■ **WHAT TO PRODUCE**: Gather up the lines with the word "styles" in them.
-- START SOURCE EXCERPT --
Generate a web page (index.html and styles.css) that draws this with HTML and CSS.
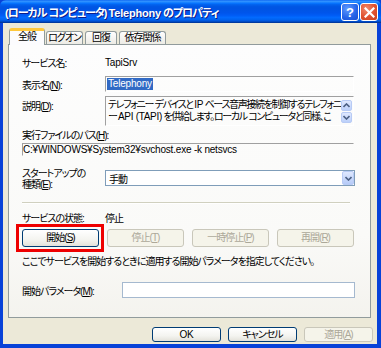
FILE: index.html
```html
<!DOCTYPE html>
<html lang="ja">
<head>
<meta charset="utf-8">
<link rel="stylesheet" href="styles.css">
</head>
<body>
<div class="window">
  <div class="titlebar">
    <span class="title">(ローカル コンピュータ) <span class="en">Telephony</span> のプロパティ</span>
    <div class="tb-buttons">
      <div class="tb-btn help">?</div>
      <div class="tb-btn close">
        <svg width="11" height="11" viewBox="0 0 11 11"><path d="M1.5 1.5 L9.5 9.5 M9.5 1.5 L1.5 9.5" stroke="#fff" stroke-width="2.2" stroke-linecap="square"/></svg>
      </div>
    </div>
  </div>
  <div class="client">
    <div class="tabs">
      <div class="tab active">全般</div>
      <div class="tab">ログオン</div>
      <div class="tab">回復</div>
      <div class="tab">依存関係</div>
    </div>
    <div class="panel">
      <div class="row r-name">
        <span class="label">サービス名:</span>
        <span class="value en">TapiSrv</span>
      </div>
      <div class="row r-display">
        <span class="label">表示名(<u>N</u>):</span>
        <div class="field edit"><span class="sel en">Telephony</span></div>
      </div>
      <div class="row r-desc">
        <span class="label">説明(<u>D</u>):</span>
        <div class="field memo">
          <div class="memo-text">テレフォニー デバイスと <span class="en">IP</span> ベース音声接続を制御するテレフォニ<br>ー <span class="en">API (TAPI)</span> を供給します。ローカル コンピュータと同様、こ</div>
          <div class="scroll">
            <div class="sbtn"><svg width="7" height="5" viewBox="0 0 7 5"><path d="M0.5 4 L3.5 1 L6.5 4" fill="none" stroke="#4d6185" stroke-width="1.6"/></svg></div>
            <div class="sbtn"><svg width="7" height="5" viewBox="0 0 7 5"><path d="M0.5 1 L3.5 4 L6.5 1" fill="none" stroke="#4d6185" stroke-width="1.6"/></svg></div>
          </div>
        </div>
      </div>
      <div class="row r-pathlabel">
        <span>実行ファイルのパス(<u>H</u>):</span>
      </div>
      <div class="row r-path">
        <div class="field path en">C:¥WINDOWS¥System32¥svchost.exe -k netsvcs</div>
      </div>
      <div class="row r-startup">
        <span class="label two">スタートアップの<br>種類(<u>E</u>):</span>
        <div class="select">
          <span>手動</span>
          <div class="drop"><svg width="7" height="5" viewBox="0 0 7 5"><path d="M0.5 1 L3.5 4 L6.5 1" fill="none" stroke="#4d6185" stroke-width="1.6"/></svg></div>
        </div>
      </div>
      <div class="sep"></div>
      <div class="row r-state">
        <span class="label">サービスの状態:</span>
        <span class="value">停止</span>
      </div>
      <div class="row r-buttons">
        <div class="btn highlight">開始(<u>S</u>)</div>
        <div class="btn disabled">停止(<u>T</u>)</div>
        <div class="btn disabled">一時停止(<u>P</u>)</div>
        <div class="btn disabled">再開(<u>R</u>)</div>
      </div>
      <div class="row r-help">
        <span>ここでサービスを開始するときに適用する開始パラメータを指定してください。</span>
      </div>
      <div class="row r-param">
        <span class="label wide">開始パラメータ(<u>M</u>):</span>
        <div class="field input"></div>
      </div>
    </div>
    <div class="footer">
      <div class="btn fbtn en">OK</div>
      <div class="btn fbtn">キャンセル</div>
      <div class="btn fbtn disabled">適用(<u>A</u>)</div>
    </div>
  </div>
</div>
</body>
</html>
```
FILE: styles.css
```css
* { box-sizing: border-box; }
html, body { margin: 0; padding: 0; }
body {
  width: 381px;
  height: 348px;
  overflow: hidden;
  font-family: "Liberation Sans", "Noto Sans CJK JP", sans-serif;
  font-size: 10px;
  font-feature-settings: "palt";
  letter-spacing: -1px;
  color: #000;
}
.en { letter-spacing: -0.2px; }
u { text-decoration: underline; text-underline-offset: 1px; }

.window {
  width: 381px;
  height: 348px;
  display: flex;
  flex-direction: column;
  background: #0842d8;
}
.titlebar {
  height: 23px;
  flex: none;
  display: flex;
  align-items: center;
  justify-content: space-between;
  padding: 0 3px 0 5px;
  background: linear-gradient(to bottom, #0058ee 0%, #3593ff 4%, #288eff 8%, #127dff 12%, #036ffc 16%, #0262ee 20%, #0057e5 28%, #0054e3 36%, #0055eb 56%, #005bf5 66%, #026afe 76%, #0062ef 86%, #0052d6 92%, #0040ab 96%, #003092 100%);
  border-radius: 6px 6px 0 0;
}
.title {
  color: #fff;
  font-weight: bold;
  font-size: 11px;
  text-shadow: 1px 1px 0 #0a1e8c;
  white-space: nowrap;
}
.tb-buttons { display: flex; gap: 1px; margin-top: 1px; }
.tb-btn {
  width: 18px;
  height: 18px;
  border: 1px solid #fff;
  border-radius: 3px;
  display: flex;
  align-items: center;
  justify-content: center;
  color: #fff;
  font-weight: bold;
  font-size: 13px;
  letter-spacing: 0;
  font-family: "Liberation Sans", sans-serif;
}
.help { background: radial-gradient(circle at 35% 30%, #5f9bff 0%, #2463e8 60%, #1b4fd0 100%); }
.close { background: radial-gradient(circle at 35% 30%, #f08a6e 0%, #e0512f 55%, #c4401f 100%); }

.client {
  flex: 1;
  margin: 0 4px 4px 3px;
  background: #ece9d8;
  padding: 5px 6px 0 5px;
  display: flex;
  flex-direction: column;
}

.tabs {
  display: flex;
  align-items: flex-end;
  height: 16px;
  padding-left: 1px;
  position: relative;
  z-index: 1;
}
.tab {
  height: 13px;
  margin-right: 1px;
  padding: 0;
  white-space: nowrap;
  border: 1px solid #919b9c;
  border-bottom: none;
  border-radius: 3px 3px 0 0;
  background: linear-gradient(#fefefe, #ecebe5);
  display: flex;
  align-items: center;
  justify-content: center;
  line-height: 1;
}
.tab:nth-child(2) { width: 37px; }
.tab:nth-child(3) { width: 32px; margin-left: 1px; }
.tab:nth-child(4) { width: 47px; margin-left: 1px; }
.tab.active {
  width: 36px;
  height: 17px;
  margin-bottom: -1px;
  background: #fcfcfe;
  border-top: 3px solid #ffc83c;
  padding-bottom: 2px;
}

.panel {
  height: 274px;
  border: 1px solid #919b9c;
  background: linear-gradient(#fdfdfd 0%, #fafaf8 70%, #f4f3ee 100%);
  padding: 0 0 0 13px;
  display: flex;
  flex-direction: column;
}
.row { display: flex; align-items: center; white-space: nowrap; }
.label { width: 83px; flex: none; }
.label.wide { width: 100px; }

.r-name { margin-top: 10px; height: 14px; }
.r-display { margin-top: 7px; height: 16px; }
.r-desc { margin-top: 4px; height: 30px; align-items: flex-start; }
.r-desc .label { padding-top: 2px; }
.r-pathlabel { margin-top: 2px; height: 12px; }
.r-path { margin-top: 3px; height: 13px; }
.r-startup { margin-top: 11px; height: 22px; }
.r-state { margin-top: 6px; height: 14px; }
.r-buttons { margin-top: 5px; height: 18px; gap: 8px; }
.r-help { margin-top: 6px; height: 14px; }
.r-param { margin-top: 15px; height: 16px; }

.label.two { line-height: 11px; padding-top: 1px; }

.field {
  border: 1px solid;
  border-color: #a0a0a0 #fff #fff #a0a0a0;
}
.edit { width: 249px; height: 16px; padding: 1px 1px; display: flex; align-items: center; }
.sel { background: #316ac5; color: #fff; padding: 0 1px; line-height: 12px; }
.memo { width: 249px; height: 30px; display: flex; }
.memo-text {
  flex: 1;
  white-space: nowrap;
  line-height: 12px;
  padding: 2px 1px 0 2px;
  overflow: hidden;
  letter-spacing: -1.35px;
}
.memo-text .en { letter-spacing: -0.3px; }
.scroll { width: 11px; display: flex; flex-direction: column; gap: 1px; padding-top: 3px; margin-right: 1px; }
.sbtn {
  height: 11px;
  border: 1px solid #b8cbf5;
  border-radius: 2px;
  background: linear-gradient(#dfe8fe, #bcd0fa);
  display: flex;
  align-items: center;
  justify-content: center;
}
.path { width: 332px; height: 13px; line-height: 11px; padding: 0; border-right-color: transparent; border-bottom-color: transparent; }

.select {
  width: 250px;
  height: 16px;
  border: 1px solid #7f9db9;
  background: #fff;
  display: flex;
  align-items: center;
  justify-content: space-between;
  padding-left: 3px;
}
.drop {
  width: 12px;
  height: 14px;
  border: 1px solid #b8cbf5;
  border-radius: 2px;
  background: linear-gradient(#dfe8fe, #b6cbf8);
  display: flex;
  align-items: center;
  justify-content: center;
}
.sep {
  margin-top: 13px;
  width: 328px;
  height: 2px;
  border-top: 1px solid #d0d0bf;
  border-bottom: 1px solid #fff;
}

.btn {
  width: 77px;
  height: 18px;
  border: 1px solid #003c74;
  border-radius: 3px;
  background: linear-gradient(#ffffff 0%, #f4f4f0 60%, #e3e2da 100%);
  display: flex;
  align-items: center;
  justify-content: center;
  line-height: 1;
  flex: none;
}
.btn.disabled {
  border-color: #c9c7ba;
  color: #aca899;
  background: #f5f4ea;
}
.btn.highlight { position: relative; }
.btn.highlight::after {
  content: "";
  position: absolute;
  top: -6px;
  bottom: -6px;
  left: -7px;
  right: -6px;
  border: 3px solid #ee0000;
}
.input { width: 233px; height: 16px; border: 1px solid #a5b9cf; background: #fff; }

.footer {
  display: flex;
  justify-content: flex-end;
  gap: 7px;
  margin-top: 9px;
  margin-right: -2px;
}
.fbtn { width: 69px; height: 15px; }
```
-- END SOURCE EXCERPT --
■ **CORRECT RESPONSE**:
Generate a web page (index.html and styles.css) that draws this with HTML and CSS.
<link rel="stylesheet" href="styles.css">
FILE: styles.css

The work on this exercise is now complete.